[INFORMATION SUPPLIED]:
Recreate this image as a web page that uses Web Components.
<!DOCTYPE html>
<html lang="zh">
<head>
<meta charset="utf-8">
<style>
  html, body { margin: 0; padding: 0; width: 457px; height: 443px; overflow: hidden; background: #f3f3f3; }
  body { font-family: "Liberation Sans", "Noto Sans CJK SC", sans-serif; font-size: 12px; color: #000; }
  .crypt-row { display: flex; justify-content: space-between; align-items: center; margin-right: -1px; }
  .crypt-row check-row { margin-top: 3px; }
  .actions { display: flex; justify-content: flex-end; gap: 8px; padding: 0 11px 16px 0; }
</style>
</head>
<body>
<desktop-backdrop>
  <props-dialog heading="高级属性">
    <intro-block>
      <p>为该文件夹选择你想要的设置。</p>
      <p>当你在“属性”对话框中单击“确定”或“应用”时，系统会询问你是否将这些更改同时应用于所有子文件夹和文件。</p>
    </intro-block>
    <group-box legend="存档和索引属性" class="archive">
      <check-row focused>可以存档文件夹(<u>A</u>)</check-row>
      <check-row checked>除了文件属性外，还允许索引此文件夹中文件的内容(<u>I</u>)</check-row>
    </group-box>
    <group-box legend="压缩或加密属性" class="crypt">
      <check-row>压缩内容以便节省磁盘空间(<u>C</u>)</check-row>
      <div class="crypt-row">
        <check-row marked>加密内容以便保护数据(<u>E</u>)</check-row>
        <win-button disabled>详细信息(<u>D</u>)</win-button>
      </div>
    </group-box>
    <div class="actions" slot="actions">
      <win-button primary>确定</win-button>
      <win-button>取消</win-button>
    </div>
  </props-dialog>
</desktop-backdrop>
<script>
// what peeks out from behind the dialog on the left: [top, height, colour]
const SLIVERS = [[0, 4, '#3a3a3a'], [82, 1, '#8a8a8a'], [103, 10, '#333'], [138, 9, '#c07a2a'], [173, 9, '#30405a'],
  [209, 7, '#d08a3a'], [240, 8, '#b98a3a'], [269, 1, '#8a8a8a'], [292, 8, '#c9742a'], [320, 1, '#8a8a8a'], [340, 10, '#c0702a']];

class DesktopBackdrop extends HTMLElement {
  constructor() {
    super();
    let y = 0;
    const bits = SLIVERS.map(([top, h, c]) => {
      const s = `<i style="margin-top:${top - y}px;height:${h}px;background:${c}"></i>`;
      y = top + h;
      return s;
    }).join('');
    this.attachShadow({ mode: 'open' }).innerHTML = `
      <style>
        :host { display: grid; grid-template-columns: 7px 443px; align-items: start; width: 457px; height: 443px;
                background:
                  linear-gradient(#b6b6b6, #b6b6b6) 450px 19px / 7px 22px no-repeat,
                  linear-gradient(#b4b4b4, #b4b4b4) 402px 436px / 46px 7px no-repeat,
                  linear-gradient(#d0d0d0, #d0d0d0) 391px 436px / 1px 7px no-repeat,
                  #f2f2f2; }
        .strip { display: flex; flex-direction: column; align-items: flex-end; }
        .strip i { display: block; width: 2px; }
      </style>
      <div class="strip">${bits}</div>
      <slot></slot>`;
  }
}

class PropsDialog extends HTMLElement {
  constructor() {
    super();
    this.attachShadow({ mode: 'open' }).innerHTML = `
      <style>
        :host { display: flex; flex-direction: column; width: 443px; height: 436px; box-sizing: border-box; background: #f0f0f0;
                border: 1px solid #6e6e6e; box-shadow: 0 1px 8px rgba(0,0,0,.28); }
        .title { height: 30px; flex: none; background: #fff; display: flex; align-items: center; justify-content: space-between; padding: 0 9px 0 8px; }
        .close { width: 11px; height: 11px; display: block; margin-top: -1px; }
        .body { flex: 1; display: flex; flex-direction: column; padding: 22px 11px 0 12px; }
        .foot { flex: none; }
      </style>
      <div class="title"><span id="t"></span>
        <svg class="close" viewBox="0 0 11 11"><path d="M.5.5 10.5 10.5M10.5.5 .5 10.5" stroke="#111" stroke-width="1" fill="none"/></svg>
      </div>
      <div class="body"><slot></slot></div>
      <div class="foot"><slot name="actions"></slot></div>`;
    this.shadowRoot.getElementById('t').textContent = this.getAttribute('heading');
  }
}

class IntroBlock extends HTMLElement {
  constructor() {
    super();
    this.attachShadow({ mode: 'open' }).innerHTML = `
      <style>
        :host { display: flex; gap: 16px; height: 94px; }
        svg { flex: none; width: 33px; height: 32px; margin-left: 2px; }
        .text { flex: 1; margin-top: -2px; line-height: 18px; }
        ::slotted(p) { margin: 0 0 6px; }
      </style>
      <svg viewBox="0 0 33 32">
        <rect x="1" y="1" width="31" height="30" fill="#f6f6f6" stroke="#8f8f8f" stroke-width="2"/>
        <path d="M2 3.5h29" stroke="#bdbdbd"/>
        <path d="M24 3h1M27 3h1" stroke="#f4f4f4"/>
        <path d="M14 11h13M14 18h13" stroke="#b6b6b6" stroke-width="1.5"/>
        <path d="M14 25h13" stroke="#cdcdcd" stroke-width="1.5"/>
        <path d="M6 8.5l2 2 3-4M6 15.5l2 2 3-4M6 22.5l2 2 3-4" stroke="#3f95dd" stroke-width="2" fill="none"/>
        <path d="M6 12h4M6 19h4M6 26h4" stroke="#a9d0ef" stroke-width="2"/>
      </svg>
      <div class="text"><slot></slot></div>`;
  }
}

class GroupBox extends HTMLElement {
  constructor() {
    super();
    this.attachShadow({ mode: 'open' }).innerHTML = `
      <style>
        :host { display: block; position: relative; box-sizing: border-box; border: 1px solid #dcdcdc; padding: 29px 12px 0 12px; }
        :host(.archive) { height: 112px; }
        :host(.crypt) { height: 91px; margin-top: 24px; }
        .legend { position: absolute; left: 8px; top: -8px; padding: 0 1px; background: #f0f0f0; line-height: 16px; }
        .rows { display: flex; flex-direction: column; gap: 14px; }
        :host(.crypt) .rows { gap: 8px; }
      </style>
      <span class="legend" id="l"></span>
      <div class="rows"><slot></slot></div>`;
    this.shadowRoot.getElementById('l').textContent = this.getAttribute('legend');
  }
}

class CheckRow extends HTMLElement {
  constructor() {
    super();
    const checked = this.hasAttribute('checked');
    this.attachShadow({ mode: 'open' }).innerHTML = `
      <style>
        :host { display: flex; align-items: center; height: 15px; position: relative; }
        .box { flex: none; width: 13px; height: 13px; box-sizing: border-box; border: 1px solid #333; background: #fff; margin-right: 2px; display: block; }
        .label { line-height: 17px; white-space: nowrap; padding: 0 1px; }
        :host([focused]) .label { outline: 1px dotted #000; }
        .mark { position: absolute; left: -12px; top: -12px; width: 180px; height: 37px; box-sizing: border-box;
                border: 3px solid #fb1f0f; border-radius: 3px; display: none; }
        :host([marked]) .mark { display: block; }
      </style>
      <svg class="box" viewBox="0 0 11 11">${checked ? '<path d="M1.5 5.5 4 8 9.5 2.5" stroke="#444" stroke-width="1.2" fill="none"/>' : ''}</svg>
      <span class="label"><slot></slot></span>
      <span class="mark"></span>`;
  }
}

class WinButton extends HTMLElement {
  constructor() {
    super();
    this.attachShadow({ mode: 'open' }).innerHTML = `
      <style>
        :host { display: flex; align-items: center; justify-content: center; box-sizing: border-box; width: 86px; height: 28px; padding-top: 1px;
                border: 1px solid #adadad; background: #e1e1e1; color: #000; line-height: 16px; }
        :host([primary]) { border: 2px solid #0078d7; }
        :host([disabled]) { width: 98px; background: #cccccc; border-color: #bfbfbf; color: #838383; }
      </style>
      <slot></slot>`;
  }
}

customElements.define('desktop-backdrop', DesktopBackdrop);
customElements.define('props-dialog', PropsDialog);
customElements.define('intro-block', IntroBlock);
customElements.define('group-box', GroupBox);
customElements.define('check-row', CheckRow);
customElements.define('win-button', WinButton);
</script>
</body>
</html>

[TASK TO CARRY OUT]: Lines from the start of the material above through the line containing "[340, 10, '#c0702a']];" are to be duplicated exactly, and only those.

[RIGHT ANSWER]:
Recreate this image as a web page that uses Web Components.
<!DOCTYPE html>
<html lang="zh">
<head>
<meta charset="utf-8">
<style>
  html, body { margin: 0; padding: 0; width: 457px; height: 443px; overflow: hidden; background: #f3f3f3; }
  body { font-family: "Liberation Sans", "Noto Sans CJK SC", sans-serif; font-size: 12px; color: #000; }
  .crypt-row { display: flex; justify-content: space-between; align-items: center; margin-right: -1px; }
  .crypt-row check-row { margin-top: 3px; }
  .actions { display: flex; justify-content: flex-end; gap: 8px; padding: 0 11px 16px 0; }
</style>
</head>
<body>
<desktop-backdrop>
  <props-dialog heading="高级属性">
    <intro-block>
      <p>为该文件夹选择你想要的设置。</p>
      <p>当你在“属性”对话框中单击“确定”或“应用”时，系统会询问你是否将这些更改同时应用于所有子文件夹和文件。</p>
    </intro-block>
    <group-box legend="存档和索引属性" class="archive">
      <check-row focused>可以存档文件夹(<u>A</u>)</check-row>
      <check-row checked>除了文件属性外，还允许索引此文件夹中文件的内容(<u>I</u>)</check-row>
    </group-box>
    <group-box legend="压缩或加密属性" class="crypt">
      <check-row>压缩内容以便节省磁盘空间(<u>C</u>)</check-row>
      <div class="crypt-row">
        <check-row marked>加密内容以便保护数据(<u>E</u>)</check-row>
        <win-button disabled>详细信息(<u>D</u>)</win-button>
      </div>
    </group-box>
    <div class="actions" slot="actions">
      <win-button primary>确定</win-button>
      <win-button>取消</win-button>
    </div>
  </props-dialog>
</desktop-backdrop>
<script>
// what peeks out from behind the dialog on the left: [top, height, colour]
const SLIVERS = [[0, 4, '#3a3a3a'], [82, 1, '#8a8a8a'], [103, 10, '#333'], [138, 9, '#c07a2a'], [173, 9, '#30405a'],
  [209, 7, '#d08a3a'], [240, 8, '#b98a3a'], [269, 1, '#8a8a8a'], [292, 8, '#c9742a'], [320, 1, '#8a8a8a'], [340, 10, '#c0702a']];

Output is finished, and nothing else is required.